Contract Remedies - Consequential Damages
Hello Entrepreneurs!The protagonist in my previous post included a liquidated damages provision in its business contract, but also included a cumulative remedies provision in the boilerplate section of the contract. As a result when it breached the contract, the other party claimed a litany of other remedies, including consequential damages even after it had been compensated by the liquidated damages. Which party prevails of course depends on the detailed facts of the case, governing law, jurisdiction, etc.
In contract law, the general goal of money damages is to compensate an aggrieved contract party for damages suffered as a result of a breach. Money damages compensate the non-breaching party for direct damages as well as indirect damages suffered as a result of the breach. A basic way to explain the calculation of direct damages is you take the value of any partial performance (if any) received and subtract it from the market or contract value of the performance promised. The resulting number is the direct damage suffered by the non-breaching party as a result of the contract breach. For example, if you are a manufacturer and your parts supplier fails to deliver the parts you require to make your products, direct damages will compensate you for the incremental cost of going out there and purchasing the parts from a substitute supplier. You have the duty to mitigate your damages, so you'll have to shop around, but if after reasonable research you find that it costs more to purchase replacement parts, you can claim the difference in the breach of contract claim.

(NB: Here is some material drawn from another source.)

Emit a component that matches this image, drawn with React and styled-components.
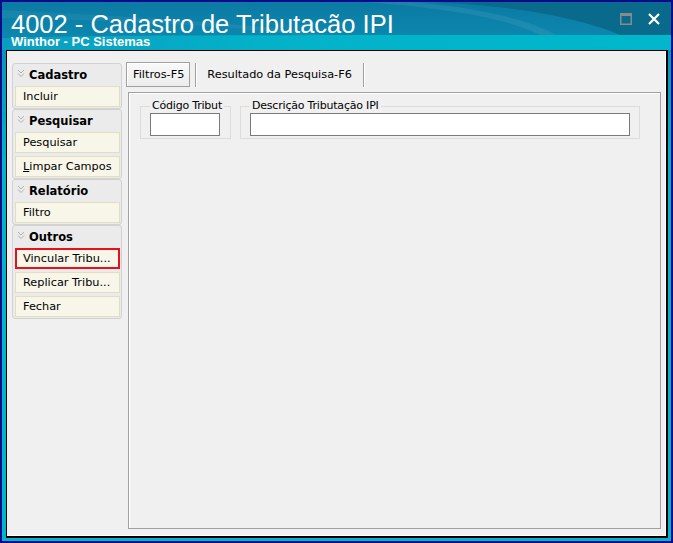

Consequential Damages are a main subcategory of indirect damages. These include the recovery of lost revenues or profits suffered as a result of the breach. If your vendor ships you a defective component that causes you to lose the sale to your customer, the profit you would have made had you been able to ship compliant goods constitutes consequential damages. Other types of consequential damages frequently claimed include loss of production, opportunity costs, loss of anticipated cost savings, lost business and lost good will. As you might imagine, this opens up quite a can of worms, so most obligors will try to limit them by contract. Here is some sample contract language.
"NEITHER PARTY SHALL BE LIABLE TO THE OTHER PARTY FOR ANY INDIRECT, INCIDENTAL, CONSEQUENTIAL OR SPECIAL DAMAGES SUFFERED BY SUCH OTHER PARTY, INCLUDING, BUT NOT LIMITED TO, LOST REVENUES OR LOST PROFITS, WHETHER ARISING IN CONTRACT, TORT, NEGLIGENCE, STRICT LIABILITY, BREACH OF STATUTORY DUTY OR OTHERWISE, AND REGARDLESS OF ANY NOTICE OF THE POSSIBILITY OF SUCH DAMAGES."
Had the protagonist included such language in its business contract, it might have staved off at least the claim for consequential damages.